Count how many lines in this material contain "size". The answer is that number alone.

*****

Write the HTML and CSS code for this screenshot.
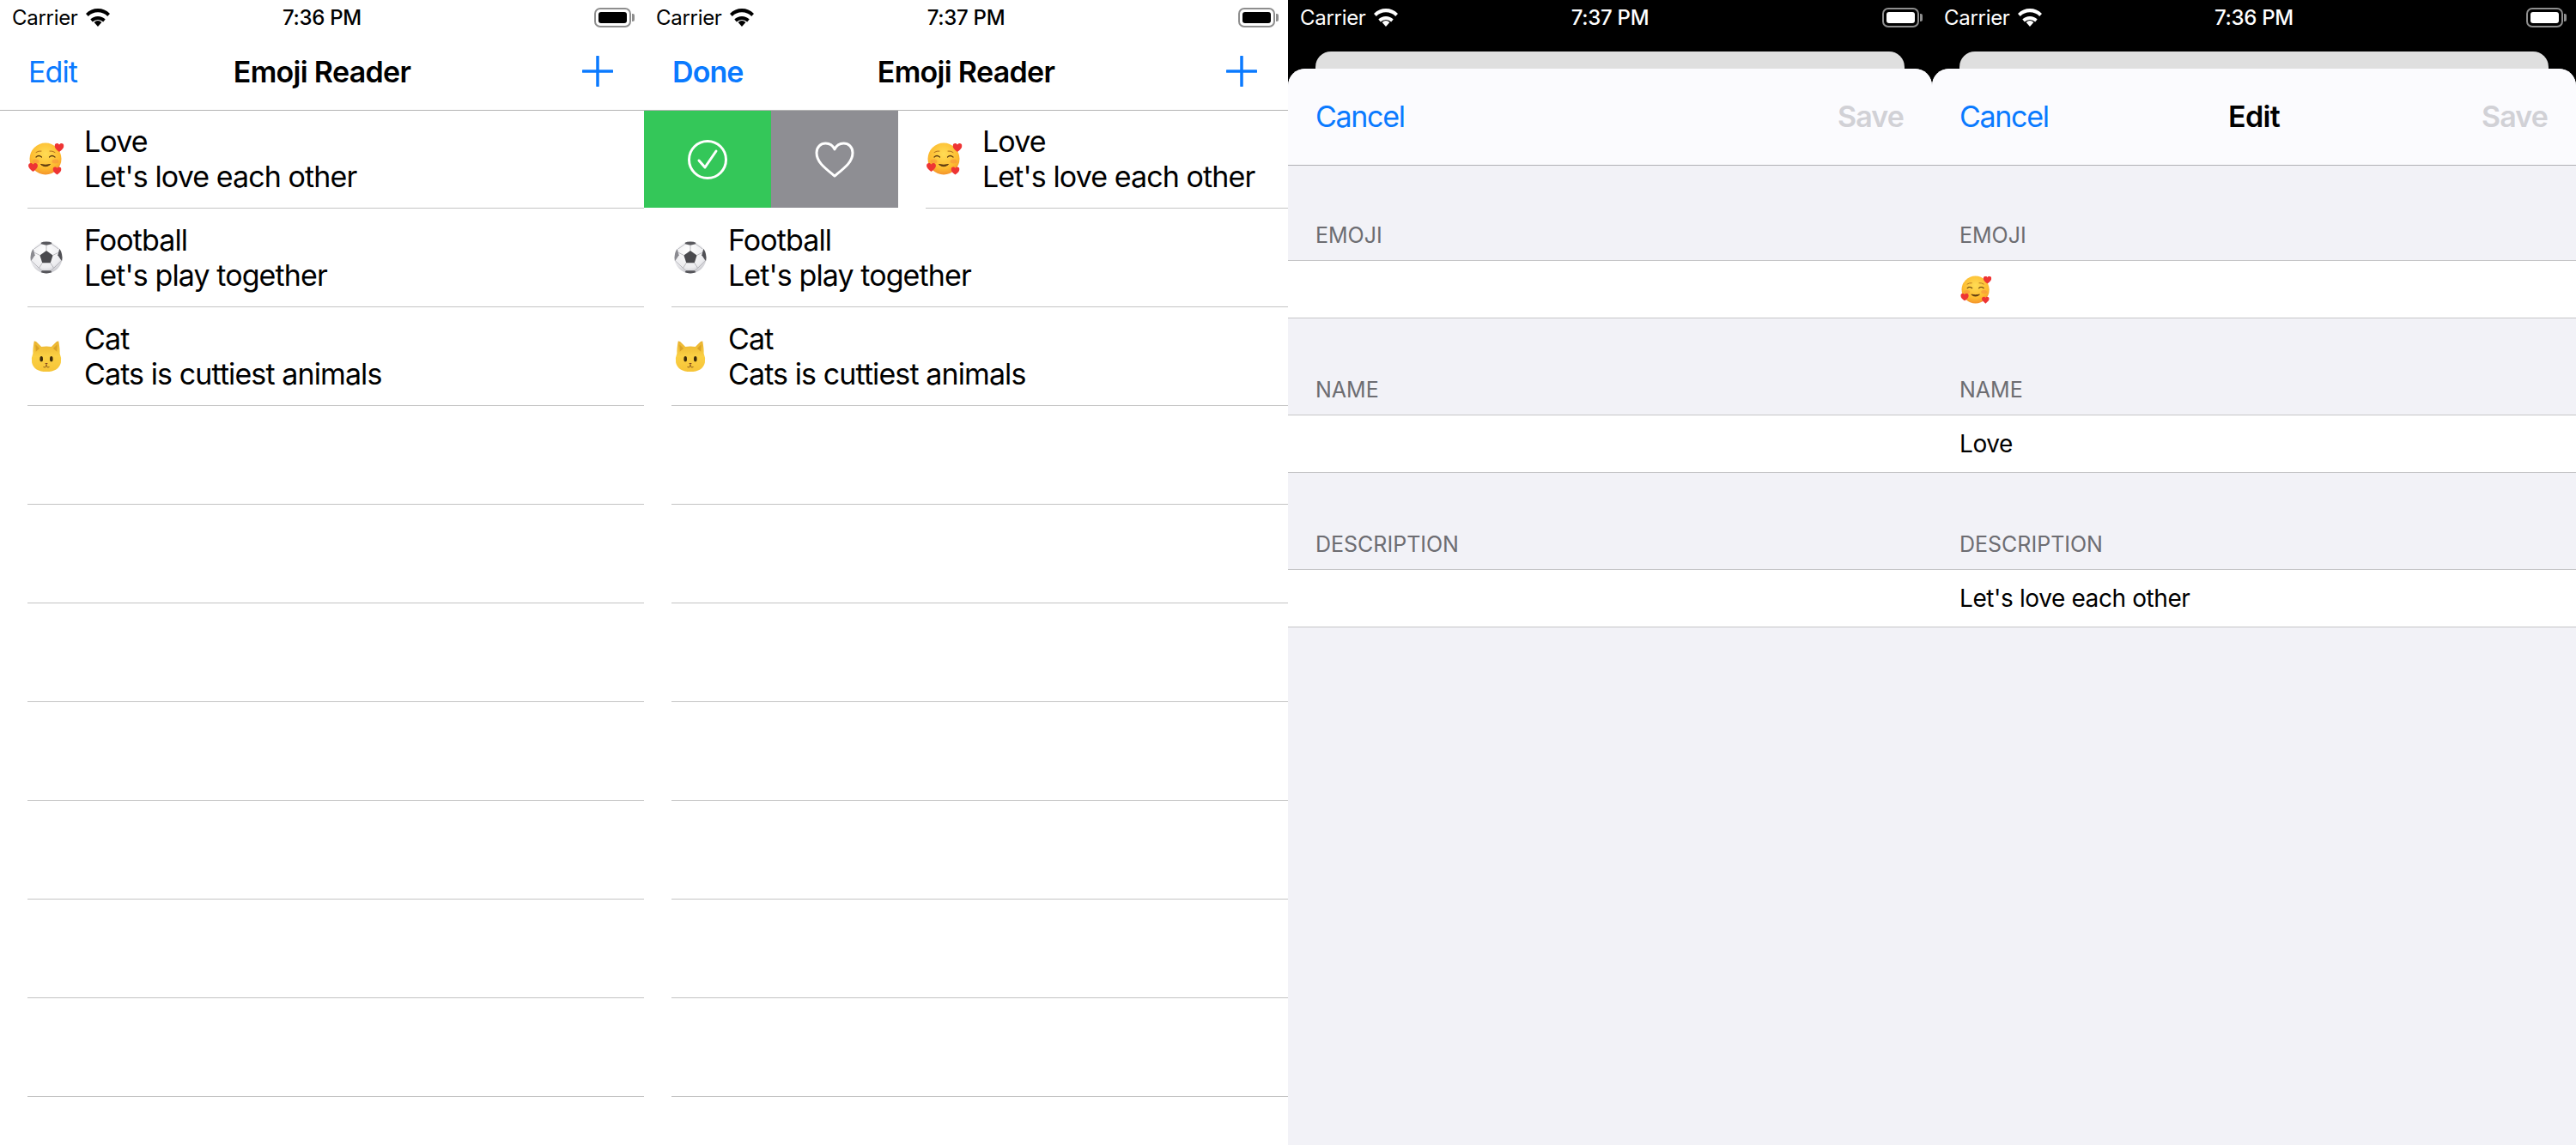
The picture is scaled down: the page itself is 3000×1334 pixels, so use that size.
FILE: index.html
```html
<!DOCTYPE html>
<html lang="en">
<head>
    <meta charset="UTF-8">
    <title>Emoji Reader</title>
    <link rel="stylesheet" href="styles.css">
</head>
<body>
    <svg class="defs" width="0" height="0">
        <defs>
            <radialGradient id="skin" cx="50%" cy="35%" r="70%">
                <stop offset="0" stop-color="#ffdc55"/>
                <stop offset="0.65" stop-color="#fdbc30"/>
                <stop offset="1" stop-color="#f28a2a"/>
            </radialGradient>
            <linearGradient id="fur" x1="0" y1="0" x2="0" y2="1">
                <stop offset="0" stop-color="#e9b22f"/>
                <stop offset="0.5" stop-color="#fbd044"/>
                <stop offset="1" stop-color="#f6c437"/>
            </linearGradient>
            <radialGradient id="leather" cx="45%" cy="30%" r="75%">
                <stop offset="0" stop-color="#ffffff"/>
                <stop offset="0.7" stop-color="#ececef"/>
                <stop offset="1" stop-color="#bcbcc2"/>
            </radialGradient>
            <clipPath id="ball-edge"><circle cx="20" cy="20" r="19.500"/></clipPath>
            <symbol id="heart-small" viewBox="0 0 24 22">
                <path d="M12 22C5 16 0 12 0 6.500C0 2.500 3 0 6.300 0C8.700 0 10.800 1.300 12 3.500C13.200 1.300 15.300 0 17.700 0C21 0 24 2.500 24 6.500C24 12 19 16 12 22Z" fill="#ee3434"/>
            </symbol>
            <symbol id="emoji-love" viewBox="0 0 42 38">
                <circle cx="20" cy="19" r="18.500" fill="url(#skin)"/>
                <path d="M9 17q3-3 6.500 0M24.500 17q3-3 6.500 0" fill="none" stroke="#5b3a10" stroke-width="1.200" stroke-linecap="round"/>
                <path d="M9 11.500q3-2 6-1.500M25 10q3-.5 6 1.500" fill="none" stroke="#a8661a" stroke-width=".9" stroke-linecap="round"/>
                <path d="M14.500 25.500q5.500 4.500 11 0q-5.500 1.500-11 0Z" fill="#5b3a10" stroke="#5b3a10" stroke-width="1" stroke-linejoin="round"/>
                <ellipse cx="8.500" cy="22" rx="4" ry="2.500" fill="#f58a3c" opacity=".5"/>
                <ellipse cx="31.500" cy="22" rx="4" ry="2.500" fill="#f58a3c" opacity=".5"/>
                <use href="#heart-small" x="30.500" y="1" width="11" height="10"/>
                <use href="#heart-small" x="0" y="24" width="11" height="10"/>
                <use href="#heart-small" x="28.500" y="28" width="10" height="10"/>
            </symbol>
            <symbol id="emoji-ball" viewBox="0 0 40 40">
                <circle cx="20" cy="20" r="19.500" fill="url(#leather)"/>
                <g clip-path="url(#ball-edge)">
                    <path d="M20 11.500l8 5.800-3 9.300H15l-3-9.300Z" fill="#4a4a4e"/>
                    <path d="M13 -1H27L26.500 3.500 20 5 13.500 3.500Z" fill="#5a5a5f"/>
                    <path d="M-1 13L4 9.500 6 17 1.500 24H-1Z" fill="#8a8a90"/>
                    <path d="M41 13L36 9.500 34 17 38.500 24H41Z" fill="#505055"/>
                    <path d="M12 41L14.500 36H25.500L28 41Z" fill="#55555a"/>
                    <path d="M20 5V11.500M12 17.300L5.500 14M28 17.300L34.500 14M15 26.600L11 33 14.500 36M25 26.600L29 33 25.500 36M1.500 24L11 33M38.500 24L29 33M13.500 3.500L5 9.500M26.500 3.500L35 9.500" stroke="#a6a6ac" stroke-width=".8" fill="none"/>
                </g>
            </symbol>
            <symbol id="emoji-cat" viewBox="0 0 34 36">
                <path d="M3.500 1.500Q4.500 1 6 2.200L11.500 7.500Q17 6.500 22.500 7.500L28 2.200Q29.500 1 30.500 1.500Q32 10 31.800 15Q34 20 33 25Q30.500 35 17 35Q3.500 35 1 25Q0 20 2.200 15Q2 10 3.500 1.500Z" fill="url(#fur)"/>
                <path d="M5 5l4.500 4.500-4.200 3.500ZM29 5l-4.500 4.500 4.200 3.500Z" fill="#d9a228"/>
                <ellipse cx="11.500" cy="21" rx="1.700" ry="3" fill="#3d2a0c"/>
                <ellipse cx="22.500" cy="21" rx="1.700" ry="3" fill="#3d2a0c"/>
                <path d="M15.300 25.500h3.400L17 27.500Z" fill="#8a4a20"/>
                <path d="M14 30q3 1.300 3-2.500q0 3.800 3 2.500" fill="none" stroke="#7a4a18" stroke-width=".8" stroke-linecap="round"/>
            </symbol>
            <symbol id="wifi" viewBox="0 0 28 21">
                <path d="M14 21L9.600 15.900Q14 12.300 18.400 15.900Z M14 9Q19.200 9 22.700 12.600L20.200 15.400Q17.500 12.900 14 12.900Q10.500 12.900 7.800 15.400L5.300 12.600Q8.800 9 14 9Z M14 0Q22 0 28 5.900L25.200 8.900Q20.500 4.300 14 4.300Q7.500 4.300 2.800 8.900L0 5.900Q6 0 14 0Z"/>
            </symbol>
        </defs>
    </svg>

    <div class="screens">
        <!-- list -->
        <section class="screen">
            <div class="status">
                <span class="carrier">Carrier</span>
                <svg class="wifi"><use href="#wifi"/></svg>
                <span class="time">7:36 PM</span>
                <span class="battery"><span class="battery-level"></span></span>
            </div>
            <header class="navbar">
                <span class="nav-btn">Edit</span>
                <span class="nav-title">Emoji Reader</span>
                <svg class="plus" viewBox="0 0 36 36"><path d="M18 1V35M1 18H35"/></svg>
            </header>
            <div class="list">
                <div class="row">
                    <svg class="emoji"><use href="#emoji-love"/></svg>
                    <div class="row-text"><div>Love</div><div>Let's love each other</div></div>
                </div>
                <div class="row">
                    <svg class="emoji"><use href="#emoji-ball"/></svg>
                    <div class="row-text"><div>Football</div><div>Let's play together</div></div>
                </div>
                <div class="row">
                    <svg class="emoji"><use href="#emoji-cat"/></svg>
                    <div class="row-text"><div>Cat</div><div>Cats is cuttiest animals</div></div>
                </div>
                <div class="row"></div><div class="row"></div><div class="row"></div><div class="row"></div><div class="row"></div><div class="row"></div><div class="row"></div>
            </div>
        </section>

        <!-- list, first row swiped -->
        <section class="screen">
            <div class="status">
                <span class="carrier">Carrier</span>
                <svg class="wifi"><use href="#wifi"/></svg>
                <span class="time">7:37 PM</span>
                <span class="battery"><span class="battery-level"></span></span>
            </div>
            <header class="navbar">
                <span class="nav-btn nav-btn-done">Done</span>
                <span class="nav-title">Emoji Reader</span>
                <svg class="plus" viewBox="0 0 36 36"><path d="M18 1V35M1 18H35"/></svg>
            </header>
            <div class="list">
                <div class="row-swiped">
                    <div class="action action-done">
                        <svg class="action-icon" viewBox="0 0 46 46"><circle cx="23" cy="23" r="21.500"/><path d="M13 24l7 8L33 13"/></svg>
                    </div>
                    <div class="action action-fav">
                        <svg class="action-icon" viewBox="0 0 46 42"><path d="M23 40C12 31 2 24 2 13C2 6 7 2 12.500 2C17 2 21 4.500 23 9C25 4.500 29 2 33.500 2C39 2 44 6 44 13C44 24 34 31 23 40Z"/></svg>
                    </div>
                    <div class="row">
                        <svg class="emoji"><use href="#emoji-love"/></svg>
                        <div class="row-text"><div>Love</div><div>Let's love each other</div></div>
                    </div>
                </div>
                <div class="row">
                    <svg class="emoji"><use href="#emoji-ball"/></svg>
                    <div class="row-text"><div>Football</div><div>Let's play together</div></div>
                </div>
                <div class="row">
                    <svg class="emoji"><use href="#emoji-cat"/></svg>
                    <div class="row-text"><div>Cat</div><div>Cats is cuttiest animals</div></div>
                </div>
                <div class="row"></div><div class="row"></div><div class="row"></div><div class="row"></div><div class="row"></div><div class="row"></div><div class="row"></div>
            </div>
        </section>

        <!-- add sheet -->
        <section class="screen screen-dark">
            <div class="status">
                <span class="carrier">Carrier</span>
                <svg class="wifi"><use href="#wifi"/></svg>
                <span class="time">7:37 PM</span>
                <span class="battery"><span class="battery-level"></span></span>
            </div>
            <div class="card-behind"></div>
            <div class="sheet">
                <header class="sheet-bar">
                    <span class="nav-btn nav-btn-cancel">Cancel</span>
                    <span class="sheet-title"></span>
                    <span class="nav-btn nav-btn-off">Save</span>
                </header>
                <div class="section-label">EMOJI</div>
                <div class="field"></div>
                <div class="section-label">NAME</div>
                <div class="field"></div>
                <div class="section-label">DESCRIPTION</div>
                <div class="field"></div>
            </div>
        </section>

        <!-- edit sheet -->
        <section class="screen screen-dark">
            <div class="status">
                <span class="carrier">Carrier</span>
                <svg class="wifi"><use href="#wifi"/></svg>
                <span class="time">7:36 PM</span>
                <span class="battery"><span class="battery-level"></span></span>
            </div>
            <div class="card-behind"></div>
            <div class="sheet">
                <header class="sheet-bar">
                    <span class="nav-btn nav-btn-cancel">Cancel</span>
                    <span class="sheet-title">Edit</span>
                    <span class="nav-btn nav-btn-off">Save</span>
                </header>
                <div class="section-label">EMOJI</div>
                <div class="field"><svg class="emoji-small"><use href="#emoji-love"/></svg></div>
                <div class="section-label">NAME</div>
                <div class="field">Love</div>
                <div class="section-label">DESCRIPTION</div>
                <div class="field">Let's love each other</div>
            </div>
        </section>
    </div>
</body>
</html>
```

FILE: styles.css
```css
* { box-sizing: border-box; }
html, body { margin: 0; height: 100%; overflow: hidden; }
body { font-family: Inter, "Liberation Sans", sans-serif; color: #000; background: #fff; }
.defs { position: absolute; }
.screens { display: grid; grid-template-columns: repeat(4, 750px); width: 3000px; height: 1334px; }
.screen { display: flex; flex-direction: column; height: 1334px; overflow: hidden; background: #fff; }
.screen-dark { background: #000; color: #fff; }

/* status bar */
.status { position: relative; display: flex; align-items: center; height: 40px; padding: 0 15px 0 14px; font-size: 24px; letter-spacing: -0.3px; flex-shrink: 0; }
.carrier { width: 86px; }
.wifi { width: 28px; height: 21px; fill: currentColor; }
.time { position: absolute; left: 0; right: 0; text-align: center; font-weight: 500; }
.battery { display: flex; margin-left: auto; width: 43px; height: 23px; padding: 3px; border: 2px solid #8e8e8e; border-radius: 7px; position: relative; }
.battery::after { content: ""; position: absolute; right: -6px; top: 5px; width: 3px; height: 9px; background: #8e8e8e; border-radius: 0 2px 2px 0; }
.battery-level { flex: 1; background: currentColor; border-radius: 3px; }

/* nav bar */
.navbar { position: relative; display: flex; align-items: center; justify-content: space-between; height: 89px; padding: 0 36px 2px 33px; border-bottom: 1px solid #b4b4b4; flex-shrink: 0; }
.nav-btn { font-size: 34px; letter-spacing: -0.9px; color: #0a7aff; }
.nav-btn-done { font-weight: 600; }
.nav-btn-cancel { letter-spacing: -1.3px; }
.nav-btn-off { color: #d1d1d6; font-weight: 600; }
.nav-title { position: absolute; left: 0; right: 0; text-align: center; font-size: 34px; font-weight: 600; letter-spacing: -0.7px; }
.plus { width: 36px; height: 36px; fill: none; stroke: #0a7aff; stroke-width: 3.5; stroke-linecap: round; }

/* table rows */
.list { flex: 1; }
.row { display: flex; align-items: center; height: 115px; margin-left: 32px; border-bottom: 1px solid #c4c4c4; padding-bottom: 1px; }
.row:first-child, .row-swiped { height: 114px; }
.row-text { margin-left: 23px; font-size: 34px; line-height: 41px; letter-spacing: -0.9px; white-space: nowrap; }
.emoji { width: 42px; height: 38px; margin-left: 1px; flex-shrink: 0; }

/* swipe actions */
.row-swiped { display: flex; }
.row-swiped .row { flex: 1; height: 114px; }
.action { display: flex; align-items: center; justify-content: center; width: 148px; height: 113px; }
.action-done { background: #34c759; }
.action-fav { background: #8e8e93; }
.action-icon { width: 46px; height: 42px; fill: none; stroke: #fff; stroke-width: 3; stroke-linecap: round; stroke-linejoin: round; }
.action-done .action-icon { height: 46px; }

/* modal sheet */
.card-behind { height: 40px; margin: 20px 32px -20px; background: #dfdfdf; border-radius: 18px 18px 0 0; flex-shrink: 0; }
.sheet { position: relative; flex: 1; background: #f2f2f7; border-radius: 20px 20px 0 0; color: #000; overflow: hidden; }
.sheet-bar { position: relative; display: flex; align-items: center; justify-content: space-between; height: 113px; padding: 0 33px 1px 32px; background: #fbfbfe; border-bottom: 1px solid #b0b0b5; }
.sheet-title { position: absolute; left: 0; right: 0; text-align: center; font-size: 34px; font-weight: 600; letter-spacing: -0.7px; }
.section-label { display: flex; align-items: flex-end; height: 110px; padding: 0 33px 14px 32px; font-size: 25px; color: #6d6d72; }
.section-label ~ .section-label { height: 112px; }
.field { display: flex; align-items: center; height: 68px; padding: 0 33px 0 32px; background: #fff; border-top: 1px solid #c6c6c8; border-bottom: 1px solid #c6c6c8; font-size: 28px; letter-spacing: -0.4px; }
.emoji-small { width: 37px; height: 33px; margin-left: 1px; }
```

*****

▸ WRITTEN ANSWER
8